Google's Chrome browser has always had the ability to store users' passwords, making it easy to log in to any accounts without having to enter passwords all the time. However, once this becomes a habit, users may start forgetting their passwords.
Chrome hasn't had the ability to export the passwords that are stored by the app, but this all changed Tuesday, March 6, when an experimental feature was added to Chrome.
Google is currently working on the feature to export passwords stored in Google Chrome. Users that are impatient can already try the new feature by switching over to the developer channel and searching for passwords in the Chrome Settings.
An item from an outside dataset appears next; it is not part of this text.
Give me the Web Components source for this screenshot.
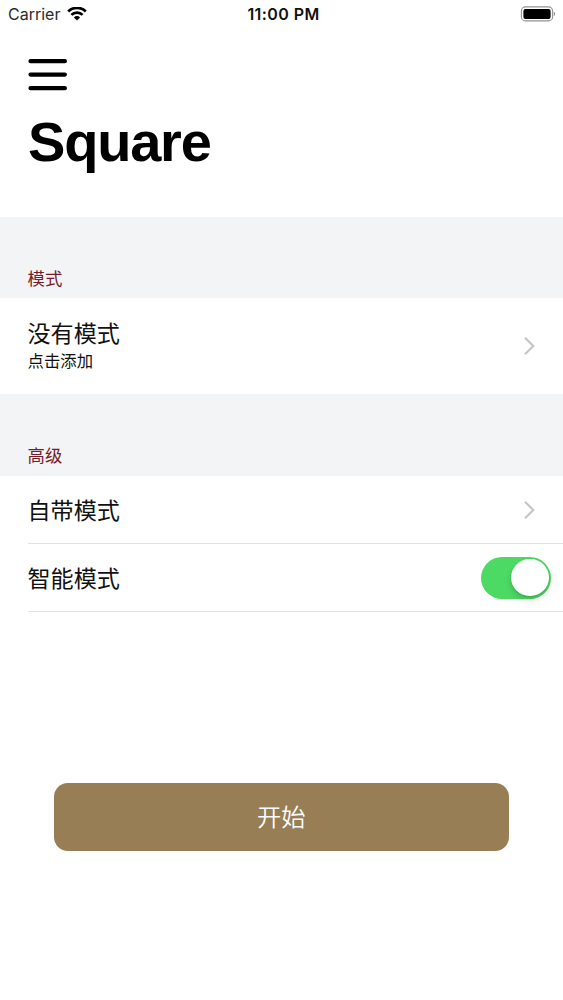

Choosing the option "Saved Passwords" brings up the "Export Passwords." When this button is clicked, all the passwords that have been stored by Google Chrome will be exported in .csv text file.
It can also be accessed by typing: chrome://flags/#PasswordExport into the address bar for the desktop and Android versions of Chrome.
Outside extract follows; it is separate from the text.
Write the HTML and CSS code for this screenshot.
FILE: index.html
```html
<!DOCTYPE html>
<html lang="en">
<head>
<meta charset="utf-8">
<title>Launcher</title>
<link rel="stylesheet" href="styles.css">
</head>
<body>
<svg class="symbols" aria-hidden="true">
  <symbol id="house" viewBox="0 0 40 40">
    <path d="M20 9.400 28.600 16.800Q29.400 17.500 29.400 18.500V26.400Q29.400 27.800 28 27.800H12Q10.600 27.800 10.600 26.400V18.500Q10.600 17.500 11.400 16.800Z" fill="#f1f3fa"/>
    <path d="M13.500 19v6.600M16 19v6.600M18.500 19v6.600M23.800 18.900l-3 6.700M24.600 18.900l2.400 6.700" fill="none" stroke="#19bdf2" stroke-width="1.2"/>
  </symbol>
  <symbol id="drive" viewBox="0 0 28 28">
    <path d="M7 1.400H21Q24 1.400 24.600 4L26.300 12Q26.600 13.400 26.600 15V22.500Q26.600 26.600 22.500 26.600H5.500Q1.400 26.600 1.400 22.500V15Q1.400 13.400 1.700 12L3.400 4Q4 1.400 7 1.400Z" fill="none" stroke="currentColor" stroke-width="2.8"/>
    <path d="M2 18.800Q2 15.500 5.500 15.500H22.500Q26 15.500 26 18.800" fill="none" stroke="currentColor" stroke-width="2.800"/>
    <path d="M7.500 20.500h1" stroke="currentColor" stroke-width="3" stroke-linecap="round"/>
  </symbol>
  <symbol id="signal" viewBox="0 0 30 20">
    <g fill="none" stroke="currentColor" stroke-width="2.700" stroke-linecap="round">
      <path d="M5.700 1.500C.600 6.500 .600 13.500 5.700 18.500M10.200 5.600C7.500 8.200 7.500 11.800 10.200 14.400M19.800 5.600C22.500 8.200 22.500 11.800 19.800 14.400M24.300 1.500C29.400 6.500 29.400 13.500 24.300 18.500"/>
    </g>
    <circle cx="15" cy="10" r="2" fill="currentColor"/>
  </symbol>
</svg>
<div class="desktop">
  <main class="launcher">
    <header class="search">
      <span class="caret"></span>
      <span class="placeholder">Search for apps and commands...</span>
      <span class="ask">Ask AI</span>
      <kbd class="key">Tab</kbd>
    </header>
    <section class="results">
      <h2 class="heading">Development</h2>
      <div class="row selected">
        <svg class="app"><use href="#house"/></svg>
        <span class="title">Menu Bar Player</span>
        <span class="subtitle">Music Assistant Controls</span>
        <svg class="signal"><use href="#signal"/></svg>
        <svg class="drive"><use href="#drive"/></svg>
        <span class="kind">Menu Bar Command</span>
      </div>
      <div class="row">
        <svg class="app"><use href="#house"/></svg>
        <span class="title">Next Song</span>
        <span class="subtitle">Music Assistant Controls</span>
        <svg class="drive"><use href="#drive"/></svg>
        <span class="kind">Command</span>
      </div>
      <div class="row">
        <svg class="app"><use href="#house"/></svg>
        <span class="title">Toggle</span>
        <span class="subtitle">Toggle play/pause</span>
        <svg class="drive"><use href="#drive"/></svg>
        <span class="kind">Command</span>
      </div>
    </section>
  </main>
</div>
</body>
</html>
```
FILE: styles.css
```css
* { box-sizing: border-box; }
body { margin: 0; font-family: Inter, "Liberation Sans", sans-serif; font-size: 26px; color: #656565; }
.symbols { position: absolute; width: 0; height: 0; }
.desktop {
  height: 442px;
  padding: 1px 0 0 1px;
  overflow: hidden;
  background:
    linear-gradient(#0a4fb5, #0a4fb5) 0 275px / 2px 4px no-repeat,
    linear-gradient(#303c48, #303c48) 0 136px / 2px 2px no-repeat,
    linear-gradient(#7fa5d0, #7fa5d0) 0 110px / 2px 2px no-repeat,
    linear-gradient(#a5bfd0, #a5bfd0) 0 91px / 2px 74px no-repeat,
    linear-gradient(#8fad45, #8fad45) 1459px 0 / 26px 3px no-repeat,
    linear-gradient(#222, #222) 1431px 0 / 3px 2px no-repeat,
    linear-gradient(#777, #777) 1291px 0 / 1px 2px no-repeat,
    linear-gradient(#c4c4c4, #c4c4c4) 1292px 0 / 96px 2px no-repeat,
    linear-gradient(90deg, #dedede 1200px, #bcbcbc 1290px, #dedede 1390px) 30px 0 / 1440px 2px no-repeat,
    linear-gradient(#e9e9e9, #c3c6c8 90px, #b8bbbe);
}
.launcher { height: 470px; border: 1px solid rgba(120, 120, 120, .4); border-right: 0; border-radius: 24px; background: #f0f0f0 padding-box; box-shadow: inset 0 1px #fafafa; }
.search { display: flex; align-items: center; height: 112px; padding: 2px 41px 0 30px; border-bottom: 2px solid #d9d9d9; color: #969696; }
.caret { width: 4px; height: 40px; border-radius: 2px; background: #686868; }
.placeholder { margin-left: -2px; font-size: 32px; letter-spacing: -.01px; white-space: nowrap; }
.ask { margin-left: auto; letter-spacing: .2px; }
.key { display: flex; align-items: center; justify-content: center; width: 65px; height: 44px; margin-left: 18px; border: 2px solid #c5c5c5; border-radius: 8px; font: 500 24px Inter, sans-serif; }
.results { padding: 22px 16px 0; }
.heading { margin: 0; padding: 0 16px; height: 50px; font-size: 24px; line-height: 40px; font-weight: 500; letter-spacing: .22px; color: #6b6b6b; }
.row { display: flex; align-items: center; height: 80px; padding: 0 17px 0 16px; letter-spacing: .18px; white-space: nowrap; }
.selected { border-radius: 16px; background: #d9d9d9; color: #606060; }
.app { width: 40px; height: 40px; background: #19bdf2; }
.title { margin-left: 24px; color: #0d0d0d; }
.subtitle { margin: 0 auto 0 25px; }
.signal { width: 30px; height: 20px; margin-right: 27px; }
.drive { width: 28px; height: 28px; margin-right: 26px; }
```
This hasn't been officially addressed by Google yet so there is still no timeframe on when the feature will be ready. Users can already try it if they like but it is still currently being tested by developers.
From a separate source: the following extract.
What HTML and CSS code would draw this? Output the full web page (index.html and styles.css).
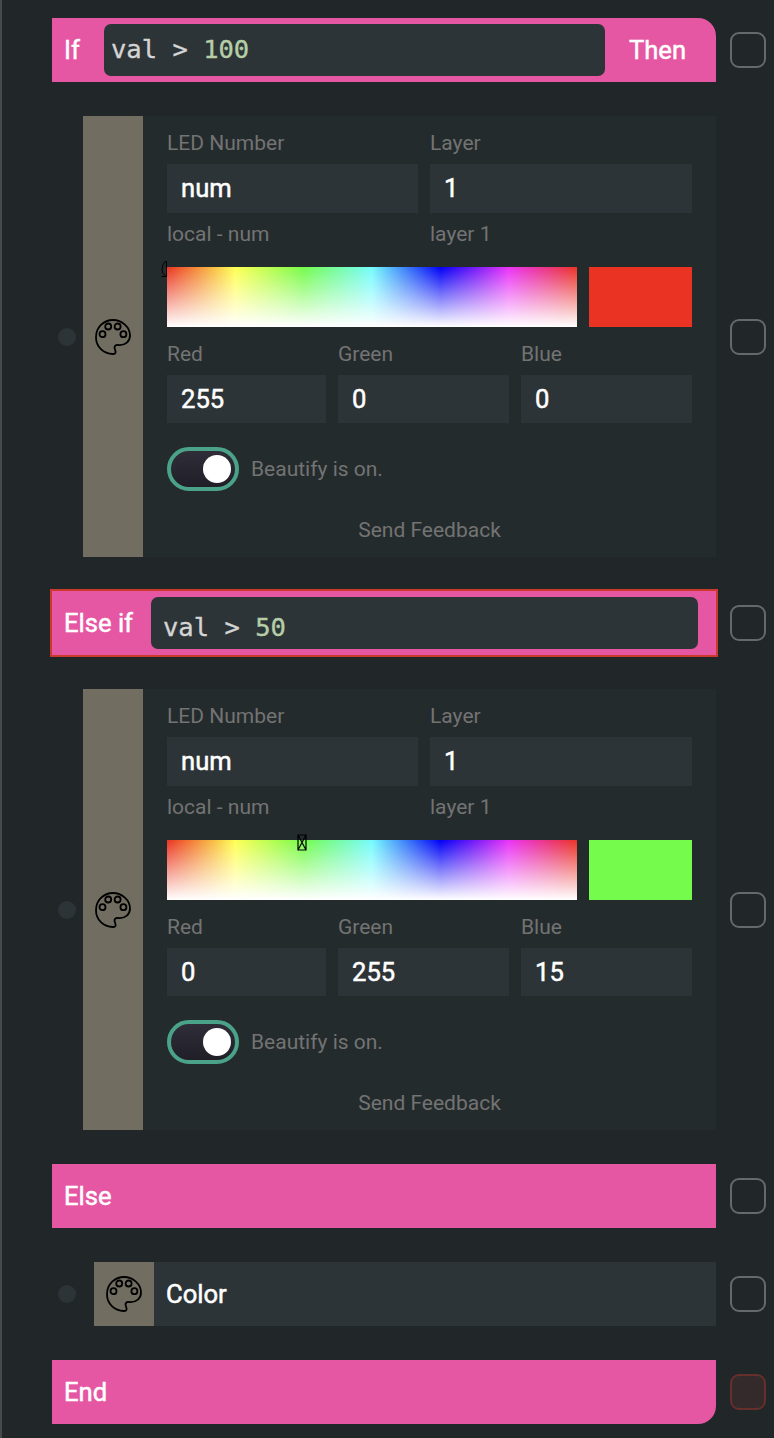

The description for the password export function notes that when it is finally finished, the feature will be released across all versions of the browser including for Mac, Windows, Linux, Chrome OS, and Android.
Chrome Password Problems
Keeping all your passwords in the same place may make it easy for hackers to steal a person's entire internet presence in one swoop. Last month, a malware was making its way around with the installation of a popular flight-simulator add-on that would add a 'text.exe' alleged to be a password stealer.
When the 'test.exe' file was scanned through a malware search engine, it was flagged by a number of anti-virus programs as malicious. The program worked by extracting all of the saved usernames and passwords from Chrome.
This 'test.exe' file was actually a form of Digital Rights Management (DRM) system that the company was using. The file was removed from subsequent copies of the program, which some decried as a heavy-handed approach to DRM.
By looking for those who pirated copies of its flight simulator, the company also managed to take private information about the users. Without properly securing the usernames and passwords that it was taking, the company put those users at risk.